Tea, you’re just exactly right. Many of us Americans (at least the Bad New Atheist kind) have begged Mooney, Kirshenbaum, and their comrades to address this point. Lots of people with much more credibility than an anonymous guy like me have said the same. We never get an answer.
As I commented on Jerry Coyne’s blog a while ago, I wonder why the accommodationists are so pessimistic that they think American must always and forever suffer this intellectual handicap. Especially when Western Europe’s deconversion is staring them smack in the face.
Good comments here. I do agree that the fact of Europe’s significant degree of deconversion is very important to the debate. Be careful, though. Post-Christian Europe can also be very irrational. For example, have a look at Germany’s restrictive laws relating to IVF. Look at how Peter Singer is treated when he visits Germany.
Quasi-religious concepts such as “human dignity”, the “inviolability of nature”, etc., are alive and well in post-Christian Europe, and these must also be fought if we are to get rational public policy. Public policy needs to abandon such ideas and concentrate on purely secular ideas such as amelioration of suffering, prevention of harm, and access to a (relatively high) economic safety net.
Russell,
I just finished a book on surrogate motherhood legislation in the U.S., and often the same rhetoric (dignity, nature…) was used in its opposition, even by non-religious groups.
In any case, you’re right that religion and religious concepts still often try to shape public policy in some European countries: the point is that it’s much easier to oppose such attempts when you can do so openly, without pretending that the most important issue is whether god will be offended by such changes in policy.
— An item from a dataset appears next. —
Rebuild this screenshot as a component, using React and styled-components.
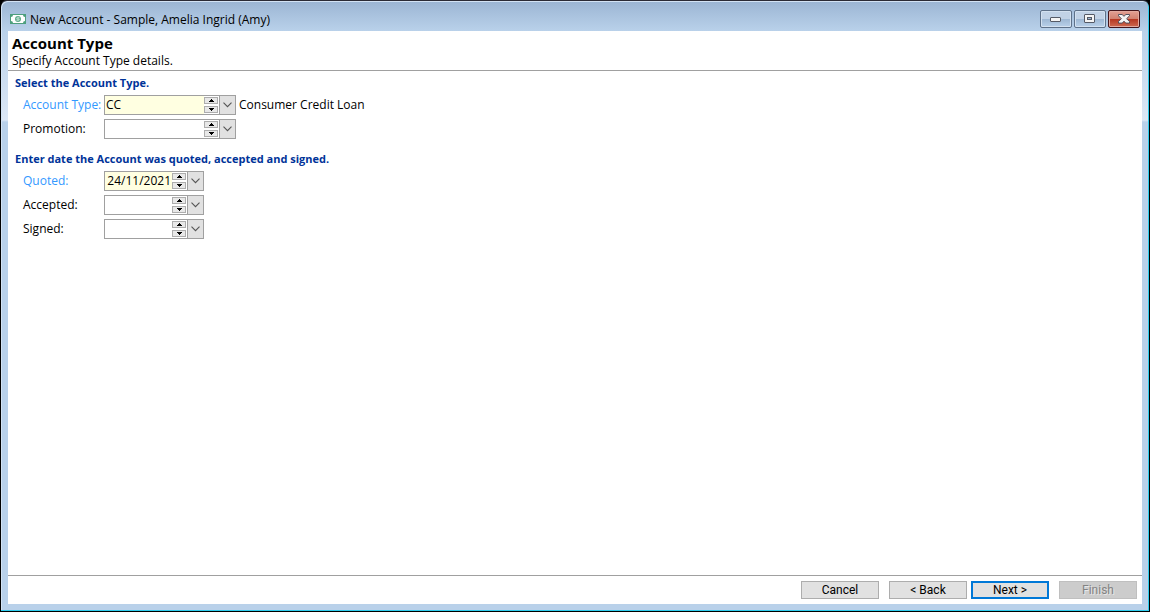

In other words, when someone says that something is “offensive to Catholic Church’s view of human dignity,” the rest of us say “so what.” We don’t have to bend over backwards to prove that god really, REALLY wanted kids to have two parents of same sex.
“often the same rhetoric (dignity, nature…) was used in its opposition, even by non-religious groups.”
A lot of that is thanks to Leon Kass and Bush’s “bioethics” council, which was religious in all but name.